Greetings. I took your advice and I ended up buying my cutter and I'm all set. I just wanted to know what is a good price that I should be paying for sticky flock and tape for doing rhinestones?

Also, I understand that there is another method for doing rhinestones that is even cheaper than the sticky flock method. Why aren't more people doing the other method if it's much cheaper? I assume it's because of an extra step or 2 but wouldn't the savings be more worth an extra 2 minutes of one's time?


----------



## Sunjoa (Oct 25, 2011)

The other method I think you are talking about is using the hard green material. It is some cheaper to use, but you can't "stack" the templates to create multi-color designs easily. Check out YouTube to see the advantages of using the sticky flock. I find the sticky flock easier to cut and deal with compared to the other stuff, but that is just me - others will undoubtedly have a differing opinion. Hope this helps.

Dane


----------



## Pawprint (Sep 17, 2013)

I use both materials no sense using the more expensive sticky flock if i am doing a one color design


----------



## gabekgc (Sep 5, 2013)

I've used my laser point II to cut sticky flock with my pressure at 190, speed of 300, but I cut it 3 times.


----------



## Tourino (Feb 15, 2011)

gabekgc said:


> I've used my laser point II to cut sticky flock with my pressure at 190, speed of 300, but I cut it 3 times.


Thank you all for the input and quick responses to my question above.

QUESTION for ya: why do you gut it 3 times instead of just increasing the pressure and cutting it once? Also, how do you figure out how many rhinestones you are going to need to produce a particular design for a customer? I noticed that SCAL does not have a rhinestone count feature.

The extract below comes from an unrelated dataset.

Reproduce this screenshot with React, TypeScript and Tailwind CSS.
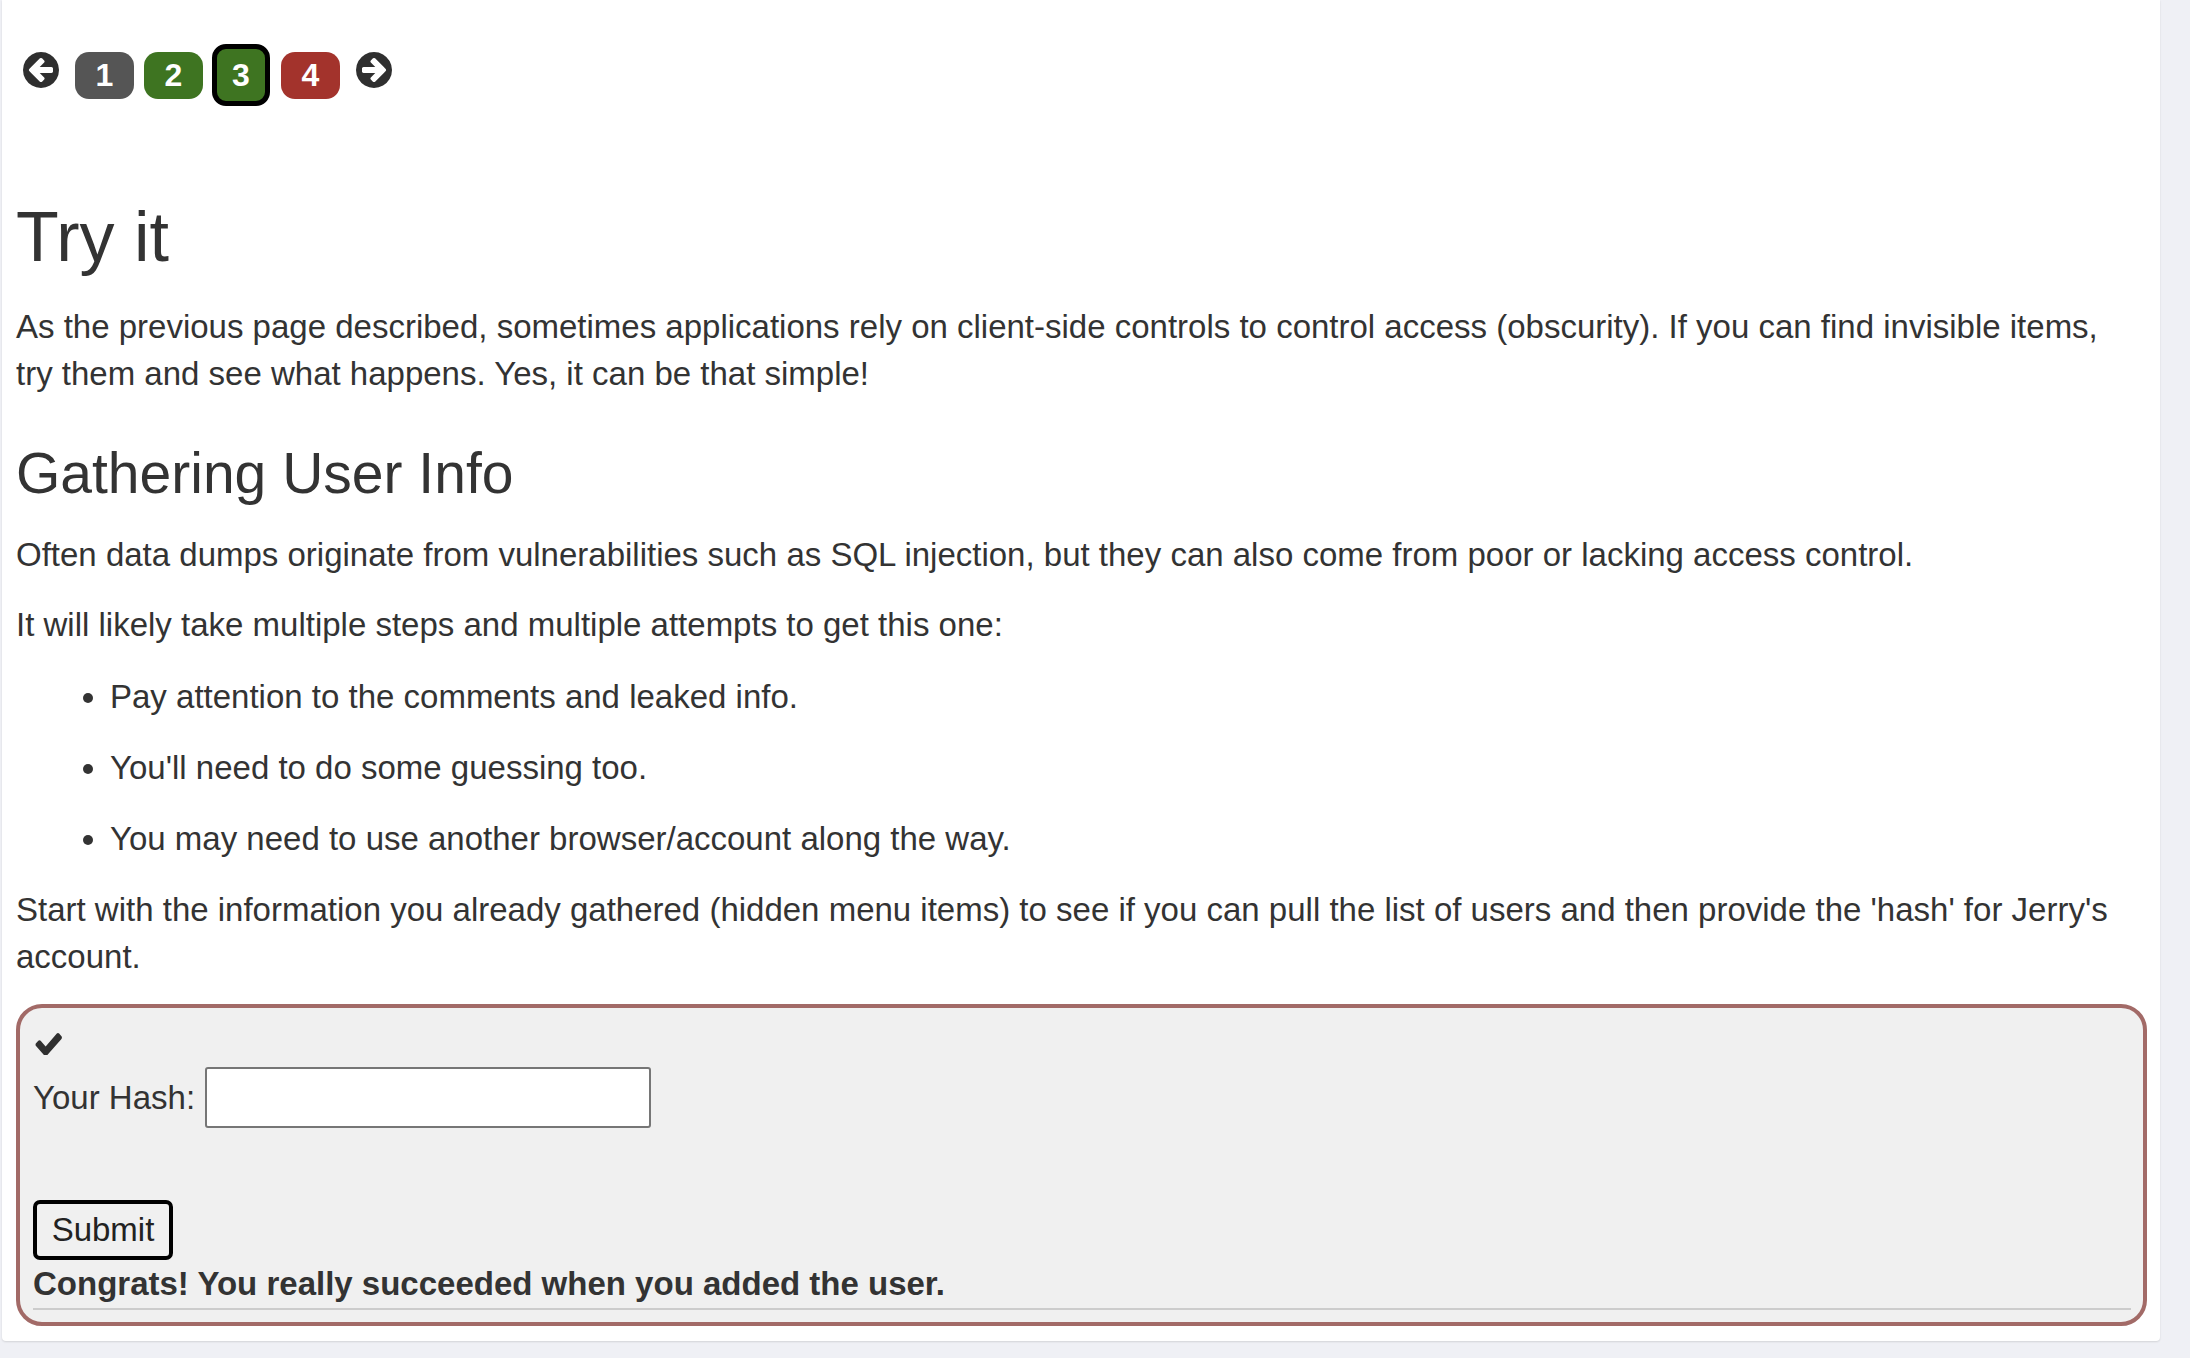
import React from "react";

const ArrowRight = ({ flip = false }: { flip?: boolean }) => (
  <svg
    width="36"
    height="36"
    viewBox="0 0 1536 1536"
    style={flip ? { transform: "scaleX(-1)" } : undefined}
  >
    <path
      fill="#2f2f2f"
      fillRule="evenodd"
      d="M1285 768q0-27-18-45l-91-91-362-362q-18-18-45-18t-45 18l-91 91q-18 18-18 45t18 45l189 189h-502q-26 0-45 19t-19 45v128q0 26 19 45t45 19h502l-189 189q-19 19-19 45t19 45l91 91q18 18 45 18t45-18l362-362 91-91q18-18 18-45zm251 0q0 209-103 385.5t-279.5 279.5-385.5 103-385.5-103-279.5-279.5-103-385.5 103-385.5 279.5-279.5 385.5-103 385.5 103 279.5 279.5 103 385.5z"
    />
  </svg>
);

const Check = () => (
  <svg width="27" height="22" viewBox="90 330 1585 1130" preserveAspectRatio="none">
    <path
      fill="#2f2f2f"
      d="M1671 566q0 40-28 68l-724 724-136 136q-28 28-68 28t-68-28l-136-136-362-362q-28-28-28-68t28-68l136-136q28-28 68-28t68 28l294 295 656-657q28-28 68-28t68 28l136 136q28 28 28 68z"
    />
  </svg>
);

export default function App() {
  return (
    <div className="min-h-screen bg-[#eff0f5] pl-[2px] font-['Liberation_Sans',Arial,sans-serif] text-[#333333]">
      <div className="w-[2158px] bg-white rounded-b-[4px] shadow-[0_1px_2px_rgba(0,0,0,0.12)] pt-[44px] pl-[14px] pr-[13px] pb-[15px]">
        {/* nav */}
        <div className="flex items-center h-[62px] ml-[7px]">
          <div className="mb-[10px]">
            <ArrowRight flip />
          </div>
          <div className="ml-[16px] w-[59px] h-[47px] rounded-[14px] bg-[#555555] text-white font-bold text-[32px] flex items-center justify-center">
            1
          </div>
          <div className="ml-[10px] w-[59px] h-[47px] rounded-[14px] bg-[#3e7421] text-white font-bold text-[32px] flex items-center justify-center">
            2
          </div>
          <div className="ml-[9px] w-[58px] h-[62px] rounded-[14px] border-[5px] border-black bg-[#3e7421] text-white font-bold text-[32px] flex items-center justify-center">
            3
          </div>
          <div className="ml-[11px] w-[59px] h-[47px] rounded-[14px] bg-[#a3332c] text-white font-bold text-[32px] flex items-center justify-center">
            4
          </div>
          <div className="ml-[16px] mb-[10px]">
            <ArrowRight />
          </div>
        </div>

        <h1 className="mt-[93px] text-[70px] leading-[77px] font-normal">Try it</h1>
        <p className="mt-[27px] pr-[18px] text-[33px] leading-[47px]">
          As the previous page described, sometimes applications rely on client-side controls to control access (obscurity). If you can find invisible items, try them and see what happens. Yes, it can be that simple!
        </p>

        <h2 className="mt-[45px] text-[57px] leading-[63px] font-normal">Gathering User Info</h2>
        <p className="mt-[26px] text-[33px] leading-[47px]">
          Often data dumps originate from vulnerabilities such as SQL injection, but they can also come from poor or lacking access control.
        </p>
        <p className="mt-[23px] text-[33px] leading-[47px]">
          It will likely take multiple steps and multiple attempts to get this one:
        </p>
        <ul className="mt-[25px] list-disc pl-[94px] text-[33px] leading-[47px]">
          <li>Pay attention to the comments and leaked info.</li>
          <li className="mt-[24px]">You'll need to do some guessing too.</li>
          <li className="mt-[24px]">You may need to use another browser/account along the way.</li>
        </ul>
        <p className="mt-[24px] pr-[18px] text-[33px] leading-[47px]">
          Start with the information you already gathered (hidden menu items) to see if you can pull the list of users and then provide the 'hash' for Jerry's account.
        </p>

        {/* attack box */}
        <div className="mt-[24px] border-[4.5px] border-[#a26a67] rounded-[26px] bg-[#f0f0f0] pt-[12px] pl-[13px] pr-[12px] pb-[12px]">
          <div className="h-[47px] flex items-center pl-[2px]">
            <Check />
          </div>
          <div className="flex items-center h-[61px]">
            <span className="text-[33px] leading-[47px]">Your Hash:</span>
            <input
              type="text"
              className="ml-[10px] w-[446px] h-[61px] bg-white border-2 border-[#767676] rounded-[3px] outline-none"
            />
          </div>
          <div className="mt-[72px]">
            <button className="h-[60px] w-[140px] border-[4px] border-black rounded-[7px] bg-[#f0f0f0] text-[33px] text-[#222] font-['Liberation_Sans',Arial,sans-serif]">
              Submit
            </button>
          </div>
          <div className="text-[33px] leading-[47px] font-bold">
            Congrats! You really succeeded when you added the user.
          </div>
          <div className="mt-[1px] h-[2px] bg-[#cccccc]" />
        </div>
      </div>
    </div>
  );
}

And for "regular" vinyl (t shirt or sign) cutting, what pressure and speed do you use for that?


----------



## gabekgc (Sep 5, 2013)

Im new to this, so I had bought like five feet of sticky flock. Wasted most of the material trying to get my plotter to cut it. I would do test cut after test cut adjusting my pressures as high as 270, so after trial and error I decided to see if I could find a way to cut this sticky flock. So, I went to youtube and saw a video where they were doing double cuts. I decided to do triple cut because I had my last piece of flock, when I peeled it off, wow I had my template. And for regular vinyl I use pressure of 100 speed of 500 and 45 degree blade.


----------



## ukracer (Feb 11, 2010)

GeorgiaGirl7 said:


> If it is too difficult for you then you'll need to go to more complex cutting programs that don't require you to do the thinking; ie, thickness, downforce, inset, combine versus group, break apart versus ungroup.
> 
> GeorgiaGirl


What do you class as more expensive programs as I was under the impression the learning curve would be higher for those programs??

Regards Andy T


----------



## Tourino (Feb 15, 2011)

gabekgc said:


> Im new to this, so I had bought like five feet of sticky flock. Wasted most of the material trying to get my plotter to cut it. I would do test cut after test cut adjusting my pressures as high as 270, so after trial and error I decided to see if I could find a way to cut this sticky flock. So, I went to youtube and saw a video where they were doing double cuts. I decided to do triple cut because I had my last piece of flock, when I peeled it off, wow I had my template. And for regular vinyl I use pressure of 100 speed of 500 and 45 degree blade.



Did you still use the 45 degree blade or did you use the 60 degree blade for your sticky flock? 

I finally opened up my Laserpoint II and so far I hate this learning curve. This SCAL software is not really good for rhinestones at all. I wish I had bought a different unit. There is like below average support and the directions that came with the unit gave the wrong information on their tutorial page. USCutter has been a nightmare for me. 

SIDE NOTE: And I'm a graphic designer, already know how to use Illustrator so I'm computer savy. This SCAL software just flat out sux for stoning. (yes I did repeat that in case someone is looking to buy IT = DON'T!!)


----------